Цитаты играют немаловажную роль в беседе и общей литературе. Есть такие, которые мы непременно произносим при определенных обстоятельствах. Так, например, традиционному романисту, желая донести до читателей тот факт, что нос его героини имеет определенный тип — который раньше из-за недостатка изобретательности мы могли описать лишь несколько неблагозвучным термином, — практически невозможно избежать цитирования описания лорда Теннисона этой черты, украшавшей прелестное лицо Линетт: «Вздернутый вверх, как лепесток цветка». Мы уверены, что это должно случиться; и теперь, к счастью, у молодой леди в положении одной из ранних героинь мисс Брэддон, когда та слушает детальное описание своей внешности, нет никакой нужды прерывать оратора перед самым упоминанием особенностей ее носа умоляющим возгласом: «Пожалуйста, не говорите “курносый”!»
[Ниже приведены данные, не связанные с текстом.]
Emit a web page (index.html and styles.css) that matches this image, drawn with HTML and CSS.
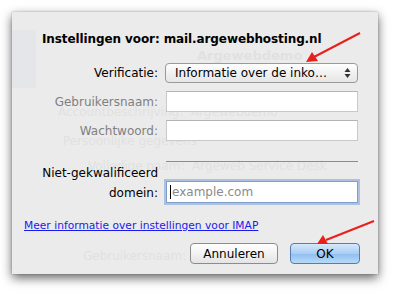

И неужели кто-то ожидает прочитать описание неких знаменитых шотландских руин без того, чтобы ему не сообщили:

If thou wouldst view fair Melrose aright,

Go visit it by the pale moonlight?

или продраться через рассказ об античных гладиаторских боях в Риме, не столкнувшись со строкой:

Butchered to make a Roman holiday?

Вы, возможно, знаете, какой похвалы удостоил себя Марк Твен за то, что не процитировал эту строку. «Если у какого-то человека есть право гордиться собой и быть довольным, так это я, — говорит он, — ведь я писал о Колизее, гладиаторах, мучениках и львах и при этом ни разу не употребил фразу: “Принесены в жертву ради римского праздника”. Я единственный свободный белый мужчина зрелого возраста, которому это удалось с тех пор, как Байрон породил это выражение». Этот маленький приступ самодовольства напоминает историю о даме, которую обвиняли в том, что она никогда не может написать письмо без приписки P.S. Наконец ей удалось написать послание без привычного добавления; но, увидев, чего ей удалось добиться, она написала: «P.S. — Наконец-то, видите ли, я написала письмо без P.S.». И так, хотя Марку Твену удалось обойти стороной избитую цитату в теле своего повествования, он не смог не натолкнуться на нее в постскриптуме.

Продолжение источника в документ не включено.